In my opinion if people did not weigh the matter of gunshyness so heavily there would be less gun shy hounds. When you start with the express purpose of finding out whether or not a dog is gun shy you are making a big mistake. I never give the matter of gunshyness the first consideration with my hounds, that is, to make it a course of particular training, but I always try to make them gun proof myself and do not leave it for someone else to do- and I never have any gun shy hounds. Do not try to give them the whole course all in one lesson, but in a roundabout way as the best opportunities make their appearance. If you carry the gun with you a number of times without discharging it, it most certainly will not be a suspicious object to them as when it was first carried.

But the most foolish way in which a man can train a hound to the gun, some hounds, is to go about it with that object in view and no other. Forget the gunshy part of the training until the first time comes that you wish to shoot, and then if all signs point right, shoot, but if your hound is too close to you, if he is a timid sort to start with, or inclined to be a little shy, be careful. Wait for a better opportunity.

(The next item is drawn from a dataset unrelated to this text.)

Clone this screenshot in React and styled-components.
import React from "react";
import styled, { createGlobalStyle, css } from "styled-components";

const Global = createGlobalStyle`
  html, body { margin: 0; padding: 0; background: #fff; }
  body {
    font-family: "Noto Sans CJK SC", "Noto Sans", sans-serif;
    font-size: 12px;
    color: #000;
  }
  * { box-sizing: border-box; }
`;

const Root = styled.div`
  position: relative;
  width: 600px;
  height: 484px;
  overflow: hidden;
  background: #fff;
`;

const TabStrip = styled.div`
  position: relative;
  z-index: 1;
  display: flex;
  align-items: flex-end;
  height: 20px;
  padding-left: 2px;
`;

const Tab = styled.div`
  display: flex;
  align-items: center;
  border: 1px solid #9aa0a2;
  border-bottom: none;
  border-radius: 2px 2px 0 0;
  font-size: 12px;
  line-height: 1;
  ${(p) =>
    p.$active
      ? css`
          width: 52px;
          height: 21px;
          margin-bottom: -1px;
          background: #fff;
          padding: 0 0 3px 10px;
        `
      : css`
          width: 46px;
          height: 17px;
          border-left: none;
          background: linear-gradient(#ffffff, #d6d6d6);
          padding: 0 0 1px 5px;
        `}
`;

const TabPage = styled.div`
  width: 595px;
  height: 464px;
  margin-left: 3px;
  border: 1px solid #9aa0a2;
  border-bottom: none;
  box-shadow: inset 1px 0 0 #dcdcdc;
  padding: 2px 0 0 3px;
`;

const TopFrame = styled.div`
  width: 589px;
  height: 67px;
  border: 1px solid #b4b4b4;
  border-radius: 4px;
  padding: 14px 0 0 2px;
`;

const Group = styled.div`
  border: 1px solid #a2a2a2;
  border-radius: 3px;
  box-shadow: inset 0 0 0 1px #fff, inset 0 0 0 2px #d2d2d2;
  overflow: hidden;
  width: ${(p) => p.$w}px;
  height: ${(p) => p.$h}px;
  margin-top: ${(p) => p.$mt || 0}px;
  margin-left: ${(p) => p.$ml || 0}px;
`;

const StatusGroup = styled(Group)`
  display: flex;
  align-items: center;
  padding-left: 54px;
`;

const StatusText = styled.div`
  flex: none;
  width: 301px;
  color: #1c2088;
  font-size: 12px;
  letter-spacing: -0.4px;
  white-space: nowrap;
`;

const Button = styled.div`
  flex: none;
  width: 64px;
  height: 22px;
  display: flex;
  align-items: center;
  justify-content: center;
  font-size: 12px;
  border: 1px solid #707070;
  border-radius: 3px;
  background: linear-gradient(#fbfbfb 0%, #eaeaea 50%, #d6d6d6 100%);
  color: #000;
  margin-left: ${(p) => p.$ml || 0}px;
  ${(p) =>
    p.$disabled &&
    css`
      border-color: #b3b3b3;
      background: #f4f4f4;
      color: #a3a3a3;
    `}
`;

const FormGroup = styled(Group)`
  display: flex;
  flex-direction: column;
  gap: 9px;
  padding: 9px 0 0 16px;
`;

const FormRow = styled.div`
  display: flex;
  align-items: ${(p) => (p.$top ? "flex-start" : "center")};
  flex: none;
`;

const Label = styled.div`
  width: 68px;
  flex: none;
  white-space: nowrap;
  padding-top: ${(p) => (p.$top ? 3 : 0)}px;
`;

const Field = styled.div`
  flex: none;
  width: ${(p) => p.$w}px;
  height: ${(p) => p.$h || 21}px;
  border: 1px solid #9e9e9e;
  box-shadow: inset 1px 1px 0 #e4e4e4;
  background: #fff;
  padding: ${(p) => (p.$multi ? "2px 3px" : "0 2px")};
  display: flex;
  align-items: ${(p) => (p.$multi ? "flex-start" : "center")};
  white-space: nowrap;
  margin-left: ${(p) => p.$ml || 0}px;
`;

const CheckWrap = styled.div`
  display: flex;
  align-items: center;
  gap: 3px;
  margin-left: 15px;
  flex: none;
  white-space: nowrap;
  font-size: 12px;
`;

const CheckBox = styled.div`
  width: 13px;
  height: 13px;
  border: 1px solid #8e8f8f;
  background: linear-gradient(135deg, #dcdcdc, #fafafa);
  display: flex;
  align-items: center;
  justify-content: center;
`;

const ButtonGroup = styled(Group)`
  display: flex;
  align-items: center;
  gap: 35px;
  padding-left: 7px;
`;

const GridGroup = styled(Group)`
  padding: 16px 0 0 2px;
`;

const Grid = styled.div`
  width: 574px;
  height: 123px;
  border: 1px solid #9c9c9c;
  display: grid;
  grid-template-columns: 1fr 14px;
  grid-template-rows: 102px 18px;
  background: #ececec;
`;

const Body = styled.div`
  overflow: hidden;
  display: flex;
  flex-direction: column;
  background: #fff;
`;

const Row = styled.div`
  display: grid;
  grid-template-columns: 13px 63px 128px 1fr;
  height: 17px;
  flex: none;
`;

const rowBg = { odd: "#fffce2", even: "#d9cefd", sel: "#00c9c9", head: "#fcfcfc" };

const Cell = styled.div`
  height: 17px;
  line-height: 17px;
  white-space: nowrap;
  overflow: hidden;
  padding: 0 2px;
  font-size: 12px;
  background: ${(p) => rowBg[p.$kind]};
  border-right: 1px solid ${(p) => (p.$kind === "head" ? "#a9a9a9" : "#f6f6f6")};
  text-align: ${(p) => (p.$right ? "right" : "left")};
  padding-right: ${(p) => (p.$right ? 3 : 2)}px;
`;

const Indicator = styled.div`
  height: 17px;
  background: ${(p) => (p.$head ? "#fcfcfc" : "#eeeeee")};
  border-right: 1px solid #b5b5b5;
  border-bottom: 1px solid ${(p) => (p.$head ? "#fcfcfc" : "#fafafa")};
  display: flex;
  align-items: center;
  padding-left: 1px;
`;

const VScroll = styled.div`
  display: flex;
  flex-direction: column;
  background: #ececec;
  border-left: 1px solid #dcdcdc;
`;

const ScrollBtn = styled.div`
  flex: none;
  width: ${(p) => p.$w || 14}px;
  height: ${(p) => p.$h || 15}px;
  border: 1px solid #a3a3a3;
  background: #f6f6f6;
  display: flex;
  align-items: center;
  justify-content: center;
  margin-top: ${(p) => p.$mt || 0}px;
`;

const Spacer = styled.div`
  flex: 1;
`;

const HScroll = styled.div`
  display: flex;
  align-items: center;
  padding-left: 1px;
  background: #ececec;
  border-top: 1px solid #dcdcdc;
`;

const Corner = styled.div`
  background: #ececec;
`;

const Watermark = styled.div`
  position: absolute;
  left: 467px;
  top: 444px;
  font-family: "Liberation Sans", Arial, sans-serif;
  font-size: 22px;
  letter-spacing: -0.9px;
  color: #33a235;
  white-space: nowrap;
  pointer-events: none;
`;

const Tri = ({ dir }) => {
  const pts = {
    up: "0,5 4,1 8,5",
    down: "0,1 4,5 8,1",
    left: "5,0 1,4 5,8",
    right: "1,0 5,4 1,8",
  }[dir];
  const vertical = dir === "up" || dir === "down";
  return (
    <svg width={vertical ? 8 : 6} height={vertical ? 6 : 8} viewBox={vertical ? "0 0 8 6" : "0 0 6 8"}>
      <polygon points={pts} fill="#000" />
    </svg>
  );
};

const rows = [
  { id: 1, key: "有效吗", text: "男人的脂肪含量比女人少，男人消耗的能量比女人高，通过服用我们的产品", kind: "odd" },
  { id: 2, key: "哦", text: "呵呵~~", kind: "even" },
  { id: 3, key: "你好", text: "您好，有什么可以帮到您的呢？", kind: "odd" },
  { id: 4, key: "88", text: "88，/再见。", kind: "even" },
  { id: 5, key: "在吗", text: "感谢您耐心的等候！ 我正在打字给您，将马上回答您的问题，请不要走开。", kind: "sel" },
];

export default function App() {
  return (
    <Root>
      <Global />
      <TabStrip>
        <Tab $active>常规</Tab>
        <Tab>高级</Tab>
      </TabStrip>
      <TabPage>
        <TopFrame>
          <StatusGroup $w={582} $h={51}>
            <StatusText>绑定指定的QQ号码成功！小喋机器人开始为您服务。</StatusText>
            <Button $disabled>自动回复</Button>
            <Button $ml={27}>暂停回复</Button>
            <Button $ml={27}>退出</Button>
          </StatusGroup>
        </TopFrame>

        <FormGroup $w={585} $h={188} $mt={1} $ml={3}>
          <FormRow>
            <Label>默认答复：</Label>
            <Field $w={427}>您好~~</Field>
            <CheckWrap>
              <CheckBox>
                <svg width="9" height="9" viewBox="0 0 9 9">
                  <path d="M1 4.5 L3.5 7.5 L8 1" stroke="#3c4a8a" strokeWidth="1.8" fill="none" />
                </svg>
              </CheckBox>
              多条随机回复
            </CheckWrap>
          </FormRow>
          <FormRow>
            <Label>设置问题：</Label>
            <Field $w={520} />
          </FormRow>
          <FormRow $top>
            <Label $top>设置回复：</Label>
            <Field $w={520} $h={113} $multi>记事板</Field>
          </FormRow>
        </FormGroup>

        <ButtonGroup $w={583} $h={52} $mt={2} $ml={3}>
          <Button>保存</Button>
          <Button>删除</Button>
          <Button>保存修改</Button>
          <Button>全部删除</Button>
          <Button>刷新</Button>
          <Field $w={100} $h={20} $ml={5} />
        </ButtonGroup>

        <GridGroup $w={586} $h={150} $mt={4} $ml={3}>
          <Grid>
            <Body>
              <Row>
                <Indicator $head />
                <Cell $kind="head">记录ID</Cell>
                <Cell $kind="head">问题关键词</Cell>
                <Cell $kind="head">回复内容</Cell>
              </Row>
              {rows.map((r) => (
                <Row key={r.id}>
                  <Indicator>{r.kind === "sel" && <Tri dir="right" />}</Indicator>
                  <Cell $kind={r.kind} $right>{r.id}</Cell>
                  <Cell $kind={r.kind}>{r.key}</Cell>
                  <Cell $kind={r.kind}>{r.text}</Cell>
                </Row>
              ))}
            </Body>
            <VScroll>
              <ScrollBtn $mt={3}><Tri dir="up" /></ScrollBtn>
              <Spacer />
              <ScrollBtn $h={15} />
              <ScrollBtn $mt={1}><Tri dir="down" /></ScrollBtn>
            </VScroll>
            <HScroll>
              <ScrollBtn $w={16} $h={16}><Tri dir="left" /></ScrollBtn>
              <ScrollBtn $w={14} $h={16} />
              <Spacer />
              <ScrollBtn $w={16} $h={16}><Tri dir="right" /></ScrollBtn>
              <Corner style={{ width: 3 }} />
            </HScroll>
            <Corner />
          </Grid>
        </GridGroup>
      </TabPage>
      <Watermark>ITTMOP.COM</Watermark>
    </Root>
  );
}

With a great many hunters have no sympathy, and a gun shy hound is good enough for them. Do you know that the majority of hounds that are made gun shy are made so by sportsmen who shoot the game at the first or any opportunity? They want a hound to run the game for them if they are not successful in bagging it when it first jumps up. They are too hoggish to trust to the uncertainty of the hounds driving the game back to them again. That class of sportsmen are numerous and they are the very ones that make the gun shy hounds.